木下 これも三谷幸喜さんのエピソードですけど、三谷さんの劇団が新宿シアタートップスでやっていて、楽屋が狭いって苦情が演者から出たとき、だったら全員、最初から最後までステージに出っぱなしにする戯曲を作ろうということで、書いたのが『ラヂオの時間』だったそうです。
中尾 そうなんですね。
木下 今回、その新宿シアタートップスで上演できるのも楽しみです。お客さんとの距離が近いので、より濃密な演劇体験ができるんじゃないかなと。

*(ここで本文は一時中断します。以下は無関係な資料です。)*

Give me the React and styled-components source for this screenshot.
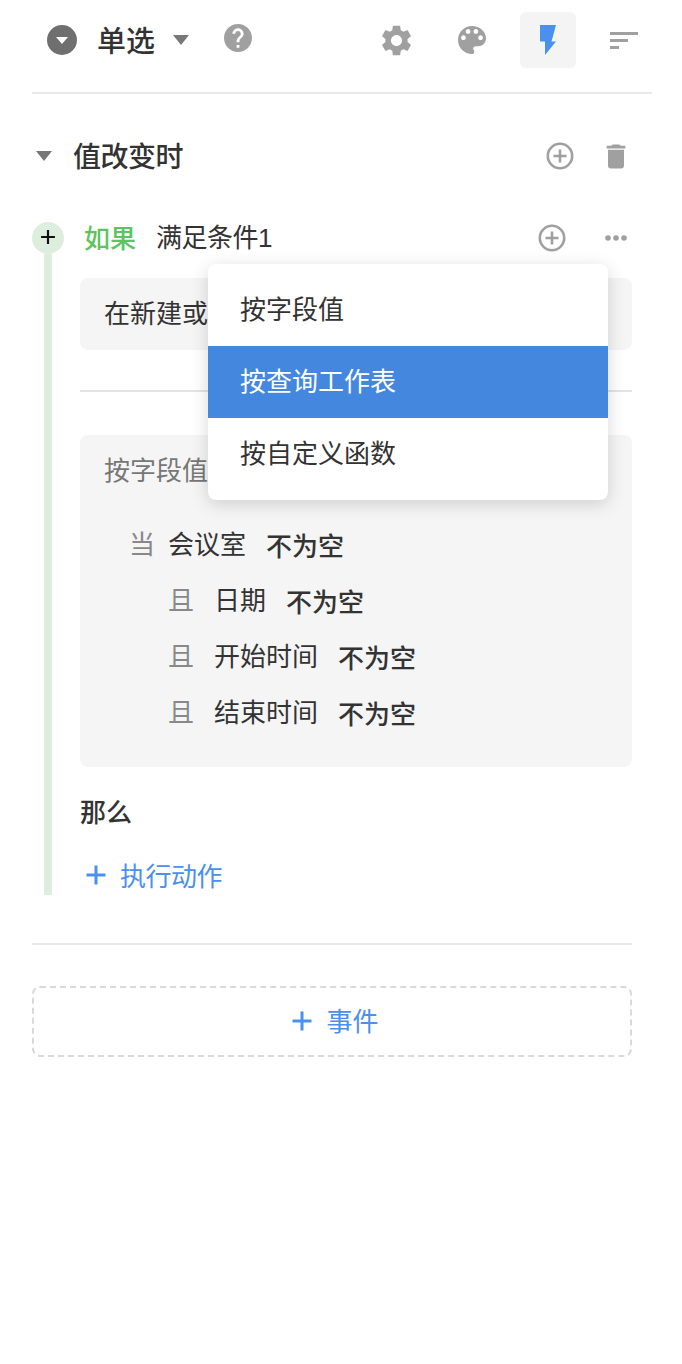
import React from "react";
import styled, { createGlobalStyle } from "styled-components";

const Global = createGlobalStyle`
  html, body {
    margin: 0;
    padding: 0;
    background: #fff;
  }
  body {
    font-family: "Liberation Sans", "Noto Sans CJK SC", sans-serif;
    color: #333;
  }
  * {
    box-sizing: border-box;
  }
`;

const Page = styled.div`
  width: 682px;
  height: 1364px;
  padding: 12px 30px 0 32px;
  overflow: hidden;
`;

const Toolbar = styled.div`
  display: flex;
  align-items: center;
  justify-content: space-between;
  height: 82px;
  padding-bottom: 24px;
  border-bottom: 2px solid #e8e8e8;
`;
const ToolbarLeft = styled.div`
  display: flex;
  align-items: center;
  padding-left: 15px;
`;
const TypeBadge = styled.span`
  display: flex;
  align-items: center;
  justify-content: center;
  width: 30px;
  height: 30px;
  border-radius: 50%;
  background: #6f6f6f;
  margin-right: 20px;
`;
const Title = styled.span`
  margin-top: 4px;
  font-size: 29px;
  font-weight: 500;
  line-height: 40px;
  color: #333;
`;
const Caret = styled.span`
  display: block;
  flex: none;
  width: 0;
  height: 0;
  border-left: ${(p) => p.$size}px solid transparent;
  border-right: ${(p) => p.$size}px solid transparent;
  border-top: ${(p) => Math.round(p.$size * 1.2)}px solid ${(p) => p.$color || "#777"};
`;
const TitleCaret = styled(Caret)`
  margin: -1px 35px 0 18px;
`;
const HelpIcon = styled.svg`
  display: block;
  width: 28px;
  height: 28px;
  margin-top: -4px;
  fill: #a0a0a0;
`;
const Tabs = styled.div`
  display: flex;
  gap: 20px;
`;
const Tab = styled.div`
  display: flex;
  align-items: center;
  justify-content: center;
  width: 56px;
  height: 56px;
  border-radius: 6px;
  background: ${(p) => (p.$active ? "#f4f4f4" : "transparent")};
  color: ${(p) => (p.$active ? "#4a90ee" : "#a0a0a0")};
`;

const EventHead = styled.div`
  display: flex;
  align-items: center;
  width: 600px;
  height: 40px;
  margin-top: 42px;
  padding-left: 4px;
`;
const EventTitle = styled.h2`
  flex: 1;
  margin: 4px 0 0 21px;
  font-size: 28px;
  font-weight: 500;
  line-height: 40px;
  letter-spacing: -0.5px;
  color: #333;
`;
const IconSlot = styled.span`
  display: flex;
  align-items: center;
  justify-content: center;
  width: 32px;
  height: 32px;
  margin-left: 24px;
  color: #a0a0a0;
`;

const Branch = styled.div`
  position: relative;
  display: flex;
  width: 600px;
  margin-top: 46px;
`;
const Rail = styled.div`
  flex: none;
  display: flex;
  flex-direction: column;
  align-items: center;
  width: 32px;
  margin-right: 16px;
`;
const RailDot = styled.span`
  flex: none;
  display: flex;
  align-items: center;
  justify-content: center;
  width: 32px;
  height: 32px;
  padding-bottom: 2px;
  border-radius: 50%;
  background: #deeede;
  color: #111;
`;
const RailLine = styled.span`
  flex: 1;
  width: 8px;
  background: #deeede;
`;
const BranchBody = styled.div`
  flex: 1;
  height: 673px;
  display: flex;
  flex-direction: column;
`;
const IfRow = styled.div`
  display: flex;
  align-items: center;
  height: 32px;
`;
const IfLabel = styled.span`
  margin-left: 4px;
  padding-bottom: 4px;
  font-size: 26px;
  font-weight: 500;
  color: #5cc461;
`;
const IfName = styled.span`
  flex: 1;
  margin-left: 20px;
  padding-bottom: 6px;
  font-size: 26px;
  letter-spacing: -0.5px;
  color: #333;
`;
const IfIcons = styled.div`
  display: flex;
  gap: 8px;
`;
const Card = styled.div`
  background: #f5f5f5;
  border-radius: 8px;
  padding: 0 24px;
`;
const TriggerCard = styled(Card)`
  display: flex;
  align-items: center;
  height: 72px;
  margin-top: 24px;
  padding-bottom: 5px;
  font-size: 26px;
  color: #333;
`;
const Rule = styled.div`
  height: 2px;
  margin-top: 40px;
  background: #e4e4e4;
`;
const FilterCard = styled(Card)`
  height: 332px;
  margin-top: 43px;
  padding-top: 18px;
`;
const FilterTitle = styled.div`
  font-size: 26px;
  line-height: 36px;
  color: #777;
`;
const ConditionList = styled.div`
  margin-top: 26px;
`;
const Condition = styled.div`
  display: flex;
  align-items: center;
  height: 56px;
  padding-left: ${(p) => (p.$first ? 25 : 64)}px;
  font-size: 26px;
  color: #333;
`;
const Joiner = styled.span`
  width: 26px;
  margin-top: -2px;
  margin-right: ${(p) => (p.$first ? 13 : 20)}px;
  color: #888;
`;
const FieldName = styled.span`
  margin-top: -2px;
  margin-right: ${(p) => (p.$first ? 20 : 20)}px;
`;
const Operator = styled.span`
  margin-top: 2px;
  font-weight: 500;
`;
const ThenLabel = styled.div`
  margin-top: 28px;
  font-size: 26px;
  font-weight: 500;
  line-height: 36px;
  color: #333;
`;
const ActionLink = styled.div`
  display: flex;
  align-items: center;
  gap: 13px;
  height: 40px;
  margin-top: 24px;
  padding-left: 5px;
  font-size: 26px;
  letter-spacing: -0.5px;
  color: #4a90ee;
`;
const LinkText = styled.span`
  margin-top: -2px;
`;

const Menu = styled.div`
  position: absolute;
  left: 176px;
  top: 42px;
  width: 400px;
  padding: 10px 0;
  border-radius: 8px;
  background: #fff;
  box-shadow: 0 4px 18px rgba(0, 0, 0, 0.16);
`;
const MenuItem = styled.div`
  display: flex;
  align-items: center;
  height: 72px;
  padding: 0 32px 6px;
  font-size: 26px;
  background: ${(p) => (p.$active ? "#4487df" : "transparent")};
  color: ${(p) => (p.$active ? "#fff" : "#333")};
`;

const BottomRule = styled.div`
  width: 600px;
  height: 2px;
  margin-top: 48px;
  background: #e8e8e8;
`;
const AddEvent = styled.div`
  display: flex;
  align-items: center;
  justify-content: center;
  gap: 13px;
  width: 600px;
  height: 71px;
  margin-top: 41px;
  padding: 0 0 2px 6px;
  border: 2px dashed #d9d9d9;
  border-radius: 8px;
  font-size: 26px;
  color: #4a90ee;
`;

const PlusCircle = () => (
  <svg width="28" height="28" viewBox="0 0 28 28" fill="none" stroke="currentColor" strokeWidth="2.6">
    <circle cx="14" cy="14" r="12.2" />
    <path d="M14 7.5v13M7.5 14h13" />
  </svg>
);

const Plus = ({ size = 22, width = 3 }) => (
  <svg width={size} height={size} viewBox="0 0 22 22" fill="none" stroke="currentColor" strokeWidth={width}>
    <path d="M11 1.5v19M1.5 11h19" />
  </svg>
);

const conditions = [
  { joiner: "当", field: "会议室", first: true },
  { joiner: "且", field: "日期" },
  { joiner: "且", field: "开始时间" },
  { joiner: "且", field: "结束时间" },
];

function App() {
  return (
    <Page>
      <Global />
      <Toolbar>
        <ToolbarLeft>
          <TypeBadge>
            <Caret $size={6} $color="#fff" />
          </TypeBadge>
          <Title>单选</Title>
          <TitleCaret $size={8} />
          <HelpIcon viewBox="2 2 20 20">
            <path d="M12 2C6.48 2 2 6.48 2 12s4.48 10 10 10 10-4.48 10-10S17.52 2 12 2zm1 17h-2v-2h2v2zm2.07-7.75l-.9.92C13.45 12.9 13 13.5 13 15h-2v-.5c0-1.1.45-2.1 1.17-2.83l1.24-1.26c.37-.36.59-.86.59-1.41 0-1.1-.9-2-2-2s-2 .9-2 2H8c0-2.21 1.79-4 4-4s4 1.79 4 4c0 .88-.36 1.68-.93 2.25z" />
          </HelpIcon>
        </ToolbarLeft>
        <Tabs>
          <Tab>
            <svg width="37" height="37" viewBox="0 0 24 24" fill="currentColor">
              <path d="M19.14 12.94c.04-.3.06-.61.06-.94 0-.32-.02-.64-.07-.94l2.03-1.58c.18-.14.23-.41.12-.61l-1.92-3.32c-.12-.22-.37-.29-.59-.22l-2.39.96c-.5-.38-1.03-.7-1.62-.94l-.36-2.54c-.04-.24-.24-.41-.48-.41h-3.84c-.24 0-.43.17-.47.41l-.36 2.54c-.59.24-1.13.57-1.62.94l-2.39-.96c-.22-.08-.47 0-.59.22L2.74 8.87c-.12.21-.08.47.12.61l2.03 1.58c-.05.3-.09.63-.09.94s.02.64.07.94l-2.03 1.58c-.18.14-.23.41-.12.61l1.92 3.32c.12.22.37.29.59.22l2.39-.96c.5.38 1.03.7 1.62.94l.36 2.54c.05.24.24.41.48.41h3.84c.24 0 .44-.17.47-.41l.36-2.54c.59-.24 1.13-.56 1.62-.94l2.39.96c.22.08.47 0 .59-.22l1.92-3.32c.12-.22.07-.47-.12-.61l-2.01-1.58zM12 15.6c-1.98 0-3.6-1.62-3.6-3.6s1.62-3.6 3.6-3.6 3.6 1.62 3.6 3.6-1.62 3.6-3.6 3.6z" />
            </svg>
          </Tab>
          <Tab>
            <svg width="28" height="28" viewBox="3 3 18 18" fill="currentColor">
              <path d="M12 3c-4.97 0-9 4.03-9 9s4.03 9 9 9c.83 0 1.5-.67 1.5-1.5 0-.39-.15-.74-.39-1.01-.23-.26-.38-.61-.38-.99 0-.83.67-1.5 1.5-1.5H16c2.76 0 5-2.24 5-5 0-4.42-4.03-8-9-8zm-5.5 9c-.83 0-1.5-.67-1.5-1.5S5.67 9 6.5 9 8 9.67 8 10.5 7.33 12 6.5 12zm3-4C8.67 8 8 7.33 8 6.5S8.67 5 9.5 5s1.5.67 1.5 1.5S10.33 8 9.5 8zm5 0c-.83 0-1.5-.67-1.5-1.5S13.67 5 14.5 5s1.5.67 1.5 1.5S15.33 8 14.5 8zm3 4c-.83 0-1.5-.67-1.5-1.5S16.67 9 17.5 9s1.5.67 1.5 1.5-.67 1.5-1.5 1.5z" />
            </svg>
          </Tab>
          <Tab $active>
            <svg width="16" height="30" viewBox="0 0 16 30" fill="currentColor">
              <path d="M0 0H16L11.5 16.5H16L5 30V16.5H0z" />
            </svg>
          </Tab>
          <Tab>
            <svg width="28" height="20" viewBox="0 0 28 20" fill="currentColor">
              <path d="M0 2h28v3H0zM0 9h18v3H0zM0 16h9v3H0z" />
            </svg>
          </Tab>
        </Tabs>
      </Toolbar>

      <EventHead>
        <Caret $size={8} />
        <EventTitle>值改变时</EventTitle>
        <IconSlot>
          <PlusCircle />
        </IconSlot>
        <IconSlot>
          <svg width="33" height="33" viewBox="0 0 24 24" fill="currentColor">
            <path d="M6 19c0 1.1.9 2 2 2h8c1.1 0 2-.9 2-2V7H6v12zM19 4h-3.5l-1-1h-5l-1 1H5v2h14V4z" />
          </svg>
        </IconSlot>
      </EventHead>

      <Branch>
        <Rail>
          <RailDot>
            <Plus size={16} width={3} />
          </RailDot>
          <RailLine />
        </Rail>
        <BranchBody>
          <IfRow>
            <IfLabel>如果</IfLabel>
            <IfName>满足条件1</IfName>
            <IfIcons>
              <IconSlot>
                <PlusCircle />
              </IconSlot>
              <IconSlot>
                <svg width="24" height="8" viewBox="0 0 24 8" fill="currentColor">
                  <circle cx="4" cy="4" r="2.8" />
                  <circle cx="12" cy="4" r="2.8" />
                  <circle cx="20" cy="4" r="2.8" />
                </svg>
              </IconSlot>
            </IfIcons>
          </IfRow>
          <TriggerCard>在新建或</TriggerCard>
          <Rule />
          <FilterCard>
            <FilterTitle>按字段值</FilterTitle>
            <ConditionList>
              {conditions.map((c) => (
                <Condition key={c.field} $first={c.first}>
                  <Joiner $first={c.first}>{c.joiner}</Joiner>
                  <FieldName $first={c.first}>{c.field}</FieldName>
                  <Operator>不为空</Operator>
                </Condition>
              ))}
            </ConditionList>
          </FilterCard>
          <ThenLabel>那么</ThenLabel>
          <ActionLink>
            <Plus />
            <LinkText>执行动作</LinkText>
          </ActionLink>
        </BranchBody>
        <Menu>
          <MenuItem>按字段值</MenuItem>
          <MenuItem $active>按查询工作表</MenuItem>
          <MenuItem>按自定义函数</MenuItem>
        </Menu>
      </Branch>

      <BottomRule />
      <AddEvent>
        <Plus />
        <LinkText>事件</LinkText>
      </AddEvent>
    </Page>
  );
}

export default App;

大劇場で観るお芝居も魅力的ですけど、演者の唾が飛んでくるような距離で観るお芝居も実は今の時代ではレアな体験になると思います。
中尾 楽しみですね。
ーー新宿シアタートップスということで何か趣向が?
木下 せっかくなので舞台を新宿に設定してもいいし、歌舞伎町が近いので登場人物たちのセリフに「トー横」とかリアルな地名が入っていてもいいなと思っています。お客さんからするとよりリアルな体験ができるんじゃないかなと。
ーー『クレイジーレイン』に興味を持った方にコメントをお願いします
木下 とにかく会話劇を楽しんで欲しい。会話のなかでいろんな秘密が暴露されたり、どんでん返しが来ます。何気ない会話に布石やヒントが散りばめられているので、1回目より2回目、2回目より3回目が面白いと思います。
中尾 何度も見ると気づくことがありますね。そもそもこの舞台はドラマですでにやっているので、観ようと思えばすぐに見られるんです。ストーリーを知ったうえで観るのも面白いと思いますし、はじめて観てももちろん大歓迎です。
ーーワンシチュエーションで暗転なし、ほぼ役者が出ずっぱりって改めて凄いですね
木下 あまりないですね。なので中尾くんがさっき言った「すぐに終わる」ってのが答えです。役者もお客さんも「もう終わったん?」って思える舞台がいちばん面白い舞台だと思います。
中尾 お尻も痛くならないですしね。
木下 とにかくギュッと濃密な時間を提供できたらと思います。